Molti esperti economici di sinistra, dopo aver ribadito per l’intera durata dell’amministrazione Obama che il debito statunitense non è mai pericoloso, ora avvertono che un aumento del debito da parte dell’amministrazione Trump potrebbe aprire la strada a un armageddon finanziario. La loro ipocrisia è straordinaria, anche se probabil- mente ora potrebbero avere ragione. Sapere con esattezza in che misura le politiche di Trump faranno aumentare la produzione e l’inflazione è difficile. Più l’economia Usa si avvicinerà alla piena capacità, più ci sarà inflazione.
Se la produttività del Paese è davvero crollata come ritengono molti esperti, un aumento dello stimolo farà crescere i prezzi molto più della produzione. E la domanda non genererà altra offerta.

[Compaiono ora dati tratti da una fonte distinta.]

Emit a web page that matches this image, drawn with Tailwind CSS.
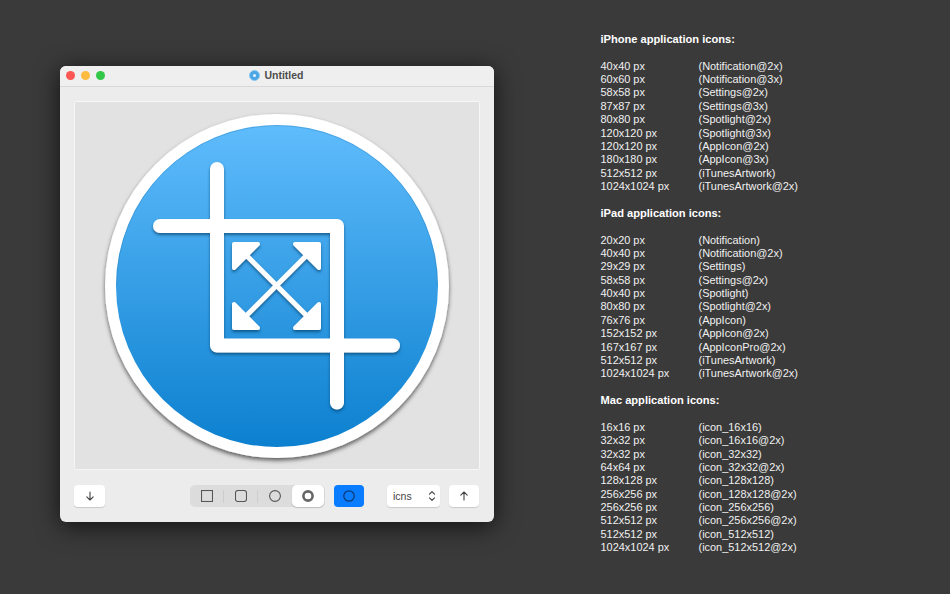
<!DOCTYPE html>
<html lang="en">
  <head>
    <meta charset="UTF-8" />
    <title>Icon sizes</title>
    <script src="https://cdn.jsdelivr.net/npm/@tailwindcss/browser@4"></script>
  </head>
  <body class="w-[950px] h-[594px] overflow-hidden bg-[#3a3a3a] font-['Liberation_Sans',sans-serif]">
    <div class="flex items-start h-full">
      <!-- Window -->
      <div class="ml-[60px] mt-[66px] w-[434px] h-[456px] shrink-0 flex flex-col rounded-[6px] bg-[#ececec] shadow-[0_4px_24px_rgba(0,0,0,0.7)]">
        <!-- Title bar -->
        <div class="relative h-[21px] pb-[1px] shrink-0 flex items-center justify-center rounded-t-[6px] bg-[#efefef] border-b border-[#d9d9d9]">
          <div class="absolute left-[6px] top-[5px] flex gap-[6px]">
            <span class="w-[9px] h-[9px] rounded-full bg-[#fc5753]"></span>
            <span class="w-[9px] h-[9px] rounded-full bg-[#fdbc40]"></span>
            <span class="w-[9px] h-[9px] rounded-full bg-[#33c748]"></span>
          </div>
          <div class="flex items-center gap-[4px] ml-[-1px]">
            <span class="w-[11px] h-[11px] rounded-full bg-[#4ba6e6] border-[1px] border-[#8cc6ee] flex items-center justify-center">
              <span class="w-[3px] h-[3px] rounded-full bg-[#e8f4fc]"></span>
            </span>
            <span class="text-[10.5px] font-bold leading-none text-[#4d4d4d]">Untitled</span>
          </div>
        </div>

        <!-- Icon well -->
        <div class="mt-[14px] mx-[14px] h-[369px] shrink-0 rounded-[2px] bg-[#e2e2e2] border border-[#f6f6f6]">
          <svg class="block -m-px" width="406" height="369" viewBox="74 101 406 369">
            <defs>
              <linearGradient id="disc" x1="0" y1="0" x2="0" y2="1">
                <stop offset="0" stop-color="#5fbcfc" />
                <stop offset="1" stop-color="#0c80cf" />
              </linearGradient>
              <filter id="outer" x="-10%" y="-10%" width="120%" height="120%">
                <feDropShadow dx="0" dy="2.5" stdDeviation="2.2" flood-color="#000" flood-opacity="0.6" />
              </filter>
              <filter id="mark" x="-10%" y="-10%" width="120%" height="120%">
                <feDropShadow dx="0" dy="2" stdDeviation="1.8" flood-color="#06375f" flood-opacity="0.65" />
              </filter>
            </defs>
            <circle cx="277" cy="286" r="172" fill="#fff" filter="url(#outer)" />
            <circle cx="277" cy="286" r="161" fill="url(#disc)" />
            <path d="M116.5 286A160.5 160.5 0 0 1 437.5 286" fill="none" stroke="#1d6fa8" stroke-opacity="0.3" stroke-width="1" />
            <g filter="url(#mark)" fill="#fff">
              <g fill="none" stroke="#fff" stroke-width="14" stroke-linecap="round" stroke-linejoin="round">
                <path d="M217 169V345.5H393" />
                <path d="M160 226H337V402.5" />
              </g>
              <g fill="none" stroke="#fff" stroke-width="5">
                <path d="M240 249L313 322" />
                <path d="M313 249L240 322" />
              </g>
              <g stroke="#fff" stroke-width="4" stroke-linejoin="round">
                <path d="M234 244H258L234 268Z" />
                <path d="M319 244H295L319 268Z" />
                <path d="M234 328H258L234 304Z" />
                <path d="M319 328H295L319 304Z" />
              </g>
            </g>
          </svg>
        </div>

        <!-- Toolbar -->
        <div class="mt-[15px] mx-[14px] flex items-center">
          <button class="w-[31px] h-[22px] rounded-[4px] bg-white shadow-[0_1px_1px_rgba(0,0,0,0.15)] flex items-center justify-center">
            <svg width="10" height="10" viewBox="0 0 10 10" fill="none" stroke="#444" stroke-width="1.1" stroke-linecap="round" stroke-linejoin="round"><path d="M5 1V9M1.8 5.8L5 9L8.2 5.8" /></svg>
          </button>

          <div class="ml-[85px] w-[135px] h-[22px] rounded-[5px] bg-[#dcdcdc] flex items-center">
            <div class="w-[33px] flex justify-center">
              <svg width="12" height="12" viewBox="0 0 12 12" fill="none" stroke="#555" stroke-width="1.1"><rect x="0.5" y="0.5" width="11" height="11" /></svg>
            </div>
            <span class="w-px h-[13px] bg-[#cdcdcd]"></span>
            <div class="w-[33px] flex justify-center">
              <svg width="12" height="12" viewBox="0 0 12 12" fill="none" stroke="#555" stroke-width="1.1"><rect x="0.5" y="0.5" width="11" height="11" rx="2.5" /></svg>
            </div>
            <span class="w-px h-[13px] bg-[#cdcdcd]"></span>
            <div class="w-[33px] flex justify-center">
              <svg width="12" height="12" viewBox="0 0 12 12" fill="none" stroke="#555" stroke-width="1.1"><circle cx="6" cy="6" r="5.4" /></svg>
            </div>
            <div class="w-[32px] h-[22px] ml-px rounded-[5px] bg-white shadow-[0_1px_1px_rgba(0,0,0,0.2)] flex items-center justify-center">
              <svg width="12" height="12" viewBox="0 0 12 12" fill="none" stroke="#666" stroke-width="2.6"><circle cx="6" cy="6" r="4.6" /></svg>
            </div>
          </div>

          <button class="ml-[9px] w-[30px] h-[22px] rounded-[4px] bg-[#0a7cff] flex items-center justify-center">
            <svg width="12" height="12" viewBox="0 0 12 12" fill="none" stroke="#0b3a78" stroke-width="1.3"><circle cx="6" cy="6" r="5.2" /></svg>
          </button>

          <div class="ml-[23px] w-[53px] h-[22px] pl-[6px] pr-[4px] rounded-[4px] bg-white shadow-[0_1px_1px_rgba(0,0,0,0.15)] flex items-center justify-between">
            <span class="text-[10.5px] leading-none text-[#444]">icns</span>
            <svg width="8" height="12" viewBox="0 0 8 12" fill="none" stroke="#444" stroke-width="1.2" stroke-linecap="round" stroke-linejoin="round"><path d="M1.5 4.2L4 1.7L6.5 4.2M1.5 7.8L4 10.3L6.5 7.8" /></svg>
          </div>

          <button class="ml-[9px] w-[30px] h-[22px] rounded-[4px] bg-white shadow-[0_1px_1px_rgba(0,0,0,0.15)] flex items-center justify-center">
            <svg width="10" height="10" viewBox="0 0 10 10" fill="none" stroke="#444" stroke-width="1.1" stroke-linecap="round" stroke-linejoin="round"><path d="M5 9V1M1.8 4.2L5 1L8.2 4.2" /></svg>
          </button>
        </div>
      </div>

      <!-- Size list -->
      <div class="ml-[106.5px] mt-[33px] w-[230px] text-[10.95px] leading-[13.37px] text-[#f0f0f0]">
        <h2 class="text-[11.1px] font-bold text-white">iPhone application icons:</h2>
        <dl class="mt-[13.37px] mb-[13.37px] grid grid-cols-[98px_1fr]">
          <dt>40x40 px</dt><dd>(Notification@2x)</dd>
          <dt>60x60 px</dt><dd>(Notification@3x)</dd>
          <dt>58x58 px</dt><dd>(Settings@2x)</dd>
          <dt>87x87 px</dt><dd>(Settings@3x)</dd>
          <dt>80x80 px</dt><dd>(Spotlight@2x)</dd>
          <dt>120x120 px</dt><dd>(Spotlight@3x)</dd>
          <dt>120x120 px</dt><dd>(AppIcon@2x)</dd>
          <dt>180x180 px</dt><dd>(AppIcon@3x)</dd>
          <dt>512x512 px</dt><dd>(iTunesArtwork)</dd>
          <dt>1024x1024 px</dt><dd>(iTunesArtwork@2x)</dd>
        </dl>
        <h2 class="text-[11.1px] font-bold text-white">iPad application icons:</h2>
        <dl class="mt-[13.37px] mb-[13.37px] grid grid-cols-[98px_1fr]">
          <dt>20x20 px</dt><dd>(Notification)</dd>
          <dt>40x40 px</dt><dd>(Notification@2x)</dd>
          <dt>29x29 px</dt><dd>(Settings)</dd>
          <dt>58x58 px</dt><dd>(Settings@2x)</dd>
          <dt>40x40 px</dt><dd>(Spotlight)</dd>
          <dt>80x80 px</dt><dd>(Spotlight@2x)</dd>
          <dt>76x76 px</dt><dd>(AppIcon)</dd>
          <dt>152x152 px</dt><dd>(AppIcon@2x)</dd>
          <dt>167x167 px</dt><dd>(AppIconPro@2x)</dd>
          <dt>512x512 px</dt><dd>(iTunesArtwork)</dd>
          <dt>1024x1024 px</dt><dd>(iTunesArtwork@2x)</dd>
        </dl>
        <h2 class="text-[11.1px] font-bold text-white">Mac application icons:</h2>
        <dl class="mt-[13.37px] grid grid-cols-[98px_1fr]">
          <dt>16x16 px</dt><dd>(icon_16x16)</dd>
          <dt>32x32 px</dt><dd>(icon_16x16@2x)</dd>
          <dt>32x32 px</dt><dd>(icon_32x32)</dd>
          <dt>64x64 px</dt><dd>(icon_32x32@2x)</dd>
          <dt>128x128 px</dt><dd>(icon_128x128)</dd>
          <dt>256x256 px</dt><dd>(icon_128x128@2x)</dd>
          <dt>256x256 px</dt><dd>(icon_256x256)</dd>
          <dt>512x512 px</dt><dd>(icon_256x256@2x)</dd>
          <dt>512x512 px</dt><dd>(icon_512x512)</dd>
          <dt>1024x1024 px</dt><dd>(icon_512x512@2x)</dd>
        </dl>
      </div>
    </div>
  </body>
</html>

D’altro canto, se l’economia statunitense dispone veramente di grosse quantità di risorse sottoutilizzate, l’effetto delle politiche di Trump sulla crescita potrebbe essere significativo. In gergo keynesiano, il moltiplicatore della politica fiscale è ancora elevato. È facile dimenticare che un importante tassello mancante della ripresa globale è l’investimento produttivo, e che quando questo finalmente arriva, può iniziare a verificarsi una forte crescita sia della produzione che della produttività.
Chi è profondamente fedele all’idea di “stagnazione secolare” dirà che ottenere una crescita elevata con Trump è quasi impossibile. Ma se si crede, come me, che la crescita lenta degli ultimi otto anni è stata principalmente causata dall’accumulo di debito e dalla paura derivanti dalla crisi del 2008, allora non sarà tanto difficile credere che la normalizzazione potrebbe essere molto più vicina di quanto pensiamo. Dopotutto, finora ogni crisi finanziaria ha avuto una fine, prima o poi. Naturalmente, quanto detto fin qui è voler essere ottimisti sulla prospettiva di un’eco- nomia guidata da Trump. Se la nuova amministrazione si dimostrerà inaffidabile e incompetente (una possibilità concreta), lo sconforto avrà presto la meglio sulla fiducia.
Ma attenzione a chi afferma con assoluta certezza che Trump provocherà una catastrofe economica.
Alla vigilia delle elezioni, Paul Krugman, editorialista del New York Times, sosteneva in modo inequivocabile che una vittoria di Trump avrebbe fatto crollare il mercato azionario e che non ci sarebbe stata una ripresa a breve. Ebbene, gli investitori che hanno dato credito a questa sua teoria hanno perso una montagna di soldi. A rischio di esagerare, è saggio ricordare che non bisogna essere dei bravi ragazzi per far funzionare l’economia. Per molti versi, la Germania ottenne gli stessi risultati dell’America nell’utilizzare lo stimolo per risollevare l’economia dalla Grande Depressione.
Certo, c’è sempre il rischio che le cose finiscano molto male. Il mondo è un luogo pericoloso. Se la crescita globale crolla, la crescita statunitense potrebbe avere delle gravi ripercussioni. Pur così, è assai più probabile che,dopo anni di ripresa lenta, l’economia americana possa essere finalmente pronta a premere sull’acceleratore, almeno per un po’.